**What you are asked to do:** Where the string "this" occurs in the material below, report the whole line.

**Data items:**
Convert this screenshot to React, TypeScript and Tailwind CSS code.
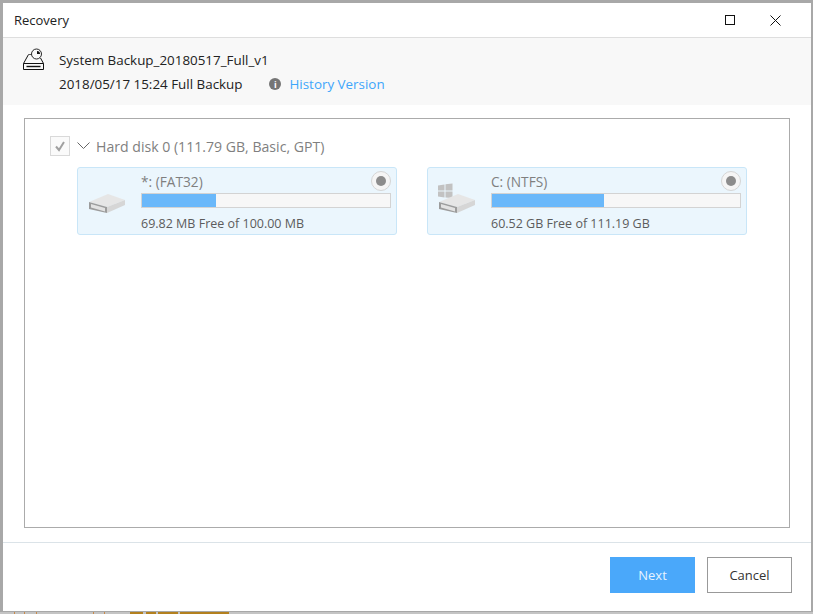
import React from "react";

function DriveShape() {
  return (
    <g>
      <path d="M1 10 L20 2 L37 8 L19 15 Z" fill="#e6e6e6" />
      <path d="M19 15 L37 8 L37 13 L19 21 Z" fill="#d6d6d6" />
      <path d="M1 10 L19 15 L19 21 L1 17 Z" fill="#9c9c9c" />
      <path d="M3 12 L17 16 L17 19.5 L3 15.5 Z" fill="#e2e2e2" />
    </g>
  );
}

function DriveIcon() {
  return (
    <svg width="38" height="22" viewBox="0 0 38 22" className="block">
      <DriveShape />
    </svg>
  );
}

function WinDriveIcon() {
  return (
    <svg width="38" height="32" viewBox="0 0 38 32" className="block">
      <path d="M0 3.5 L6.5 2.5 L6.5 8.5 L0 8.5 Z M7.5 2.3 L14.5 1.5 L14.5 8.5 L7.5 8.5 Z M0 9.5 L6.5 9.5 L6.5 15.5 L0 14.5 Z M7.5 9.5 L14.5 9.5 L14.5 16 L7.5 15.5 Z" fill="#c2c2c2" />
      <g transform="translate(0 10)">
        <DriveShape />
      </g>
    </svg>
  );
}

function Partition({ name, free, pct, icon, iconClass }: { name: string; free: string; pct: string; icon: React.ReactNode; iconClass: string }) {
  return (
    <div className="relative flex h-[68px] w-[320px] rounded-[3px] border border-[#c9e6f8] bg-[#ebf6fd]">
      <div className={iconClass}>{icon}</div>
      <div className="flex-1 pr-[5px] pt-[4px]">
        <div className="text-[13.7px] leading-[19px] text-[#7f7f7f]">{name}</div>
        <div className="mt-[2px] h-[15px] border border-[#d3d3d3] bg-[#f7f7f7]">
          <div className={`h-full bg-[#6ab8fa] ${pct}`} />
        </div>
        <div className="mt-[7px] text-[12.5px] leading-[17px] text-[#5c5c5c]">{free}</div>
      </div>
      <div className="absolute right-[5px] top-[3px] flex h-[20px] w-[20px] items-center justify-center rounded-full border border-[#d5d5d5] bg-[#f5f5f5]">
        <div className="h-[10px] w-[10px] rounded-full bg-[#8c8c8c]" />
      </div>
    </div>
  );
}

export default function App() {
  return (
    <div
      className="flex h-[614px] w-[813px] flex-col overflow-hidden bg-[#a8a8a8]"
      style={{ fontFamily: '"Open Sans", "Noto Sans", sans-serif' }}
    >
      <div className="ml-[3px] mr-[2px] mt-[3px] flex h-[608px] flex-col bg-white">
        <div className="flex h-[35px] shrink-0 items-center justify-between border-b border-[#dedede]">
          <span className="pl-[11px] pt-[1px] text-[13px] text-[#222]">Recovery</span>
          <div className="flex items-center gap-[35px] pr-[30px]">
            <div className="h-[10px] w-[10px] border border-[#111]" />
            <svg width="11" height="11" viewBox="0 0 11 11" className="block">
              <path d="M0.5 0.5 L10.5 10.5 M10.5 0.5 L0.5 10.5" stroke="#111" strokeWidth="1" />
            </svg>
          </div>
        </div>

        <div className="flex h-[67px] shrink-0 bg-[#f8f8f8]">
          <div className="pl-[20px] pt-[10px]">
            <svg width="21" height="22" viewBox="0 0 21 22" className="block" fill="none" stroke="#111" strokeWidth="1">
              <path d="M5.5 6.5 L0.5 15.5 L0.5 21.5 L20.5 21.5 L20.5 15.5 L17.5 10" />
              <path d="M0.5 15.5 L20.5 15.5" />
              <path d="M3.5 18.5 L17.5 18.5" strokeWidth="1.4" />
              <path d="M5.5 6.5 L8.5 6.5" stroke="#555" />
              <circle cx="13.5" cy="6" r="5" fill="#f8f8f8" strokeWidth="0.9" />
              <path d="M14 3 L14 6 L17 6 A3 3 0 0 0 14 3 Z" fill="#111" stroke="none" />
            </svg>
          </div>
          <div className="pl-[15px] pt-[10px] text-[13.4px] leading-[24px] text-[#222]">
            <div>System Backup_20180517_Full_v1</div>
            <div className="flex items-center">
              <span>2018/05/17 15:24 Full Backup</span>
              <span className="ml-[27px] flex h-[12px] w-[12px] items-center justify-center rounded-full bg-[#757575] text-[9px] font-bold leading-none text-white">i</span>
              <span className="ml-[8px] text-[#3ea6fb]">History Version</span>
            </div>
          </div>
        </div>

        <div className="flex-1 px-[21px] pt-[13px]">
          <div className="h-[410px] border border-[#ababab] pl-[25px] pt-[17px]">
            <div className="flex h-[20px] items-center">
              <div className="flex h-[20px] w-[20px] items-center justify-center border border-[#d9d9d9] bg-[#fafafa]">
                <svg width="12" height="12" viewBox="0 0 12 12" fill="none" className="block">
                  <path d="M2 6.5 L5 10 L10 2" stroke="#a0a0a0" strokeWidth="2" />
                </svg>
              </div>
              <svg width="13" height="8" viewBox="0 0 13 8" fill="none" className="ml-[7px] block">
                <path d="M0.5 0.5 L6.5 6.5 L12.5 0.5" stroke="#666" strokeWidth="1" />
              </svg>
              <span className="ml-[6px] pt-[1px] text-[14.1px] leading-[20px] text-[#7f7f7f]">Hard disk 0 (111.79 GB, Basic, GPT)</span>
            </div>
            <div className="ml-[27px] mt-[11px] flex gap-[30px]">
              <Partition name="*: (FAT32)" free="69.82 MB Free of 100.00 MB" pct="w-[30%]" icon={<DriveIcon />} iconClass="w-[63px] pl-[10px] pt-[24px]" />
              <Partition name="C: (NTFS)" free="60.52 GB Free of 111.19 GB" pct="w-[45%]" icon={<WinDriveIcon />} iconClass="w-[63px] pl-[10px] pt-[14px]" />
            </div>
          </div>
        </div>

        <div className="flex h-[69px] shrink-0 items-start justify-end gap-[12px] border-t border-[#dbe3e8] pr-[19px] pt-[14px] text-[13px]">
          <button className="h-[36px] w-[85px] bg-[#4aa8fa] pt-[1px] text-[#e6f3ff]">Next</button>
          <button className="h-[36px] w-[85px] border border-[#999] bg-white pt-[1px] text-[#333]">Cancel</button>
        </div>
      </div>
      <div className="mt-[1px] flex h-[2px] bg-[#c4c4c4]">
        <div className="ml-[14px] h-full w-[1px] bg-[#c98a4a]" />
        <div className="ml-[9px] h-full w-[1px] bg-[#c98a4a]" />
        <div className="ml-[11px] h-full w-[1px] bg-[#c98a4a]" />
        <div className="ml-[56px] h-full w-[1px] bg-[#c98a4a]" />
        <div className="ml-[10px] h-full w-[1px] bg-[#c98a4a]" />
        <div className="ml-[25px] h-full w-[13px] bg-[#b3801e]" />
        <div className="ml-[3px] h-full w-[10px] bg-[#b3801e]" />
        <div className="ml-[2px] h-full w-[20px] bg-[#b3801e]" />
        <div className="ml-[2px] h-full w-[49px] bg-[#b3801e]" />
      </div>
    </div>
  );
}
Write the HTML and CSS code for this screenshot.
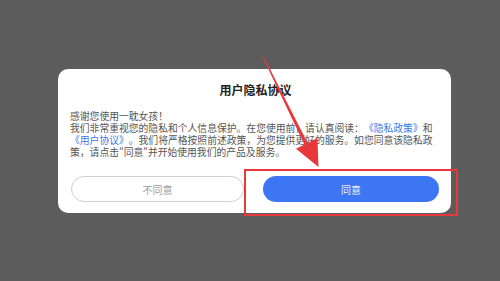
FILE: index.html
```html
<!DOCTYPE html>
<html lang="zh-CN">
<head>
<meta charset="utf-8">
<link rel="stylesheet" href="styles.css">
</head>
<body>
<div class="screen">
  <div class="dialog">
    <div class="title">用户隐私协议</div>
    <div class="content">
      <p>感谢您使用一耽女孩！</p>
      <p>我们非常重视您的隐私和个人信息保护。在您使用前，请认真阅读：<span class="link">《隐私政策》</span>和<br><span class="link">《用户协议》</span>。我们将严格按照前述政策，为您提供更好的服务。如您同意该隐私政<br>策，请点击"同意"并开始使用我们的产品及服务。</p>
    </div>
    <div class="actions">
      <button class="btn btn-decline">不同意</button>
      <button class="btn btn-agree">同意</button>
    </div>
  </div>
  <div class="highlight"></div>
  <svg class="arrow" width="500" height="281" viewBox="0 0 500 281">
    <polygon points="262.6,57 263.6,56.6 307.9,143.6 304.7,145.2" fill="#e8383b"/>
    <polygon points="317.4,138.0 296.0,148.8 318.5,167" fill="#e8383b"/>
  </svg>
</div>
</body>
</html>
```
FILE: styles.css
```css
* { box-sizing: border-box; }
html, body {
  margin: 0;
  padding: 0;
  background: #5c5c5c;
}
.screen {
  position: relative;
  width: 500px;
  height: 281px;
  padding-top: 69px;
  padding-left: 58px;
  font-family: "Noto Sans CJK SC", "Noto Sans", sans-serif;
}
.dialog {
  width: 393px;
  height: 144px;
  background: #ffffff;
  border-radius: 10px;
  padding: 13px 12px 11px 13px;
  display: flex;
  flex-direction: column;
}
.title {
  text-align: center;
  font-size: 12px;
  line-height: 16px;
  font-weight: 700;
  color: #222;
  padding-left: 1px;
}
.content {
  margin-top: 12px;
  font-size: 9.8px;
  line-height: 12px;
  color: #555;
  width: 380px;
  margin-left: -1px;
  white-space: nowrap;
  text-spacing-trim: space-all;
}
.content p { margin: 0; }
.link { color: #3d7ae6; }
.actions {
  margin-top: auto;
  display: flex;
  gap: 19px;
}
.btn {
  height: 26px;
  border-radius: 13px;
  font-family: inherit;
  font-size: 10px;
  padding: 0;
  cursor: pointer;
}
.btn-decline {
  width: 173px;
  background: #fff;
  border: 1px solid #cfcfcf;
  color: #9a9a9a;
}
.btn-agree {
  width: 176px;
  background: #3d76f2;
  border: none;
  color: #eef2ff;
}
.highlight {
  position: absolute;
  left: 244px;
  top: 169px;
  width: 214px;
  height: 47px;
  border: 2.5px solid #e8383b;
}
.arrow {
  position: absolute;
  left: 0;
  top: 0;
}
```
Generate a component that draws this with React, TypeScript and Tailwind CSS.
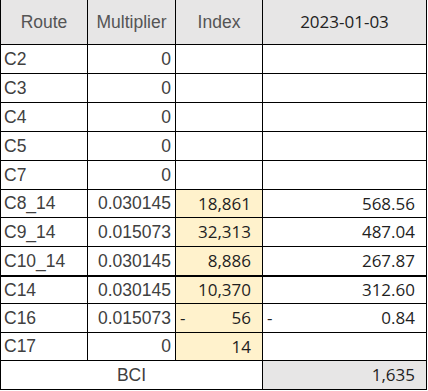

**Problem solution:**
Convert this screenshot to React, TypeScript and Tailwind CSS code.
Write the HTML and CSS code for this screenshot.
Generate a component that draws this with React, TypeScript and Tailwind CSS.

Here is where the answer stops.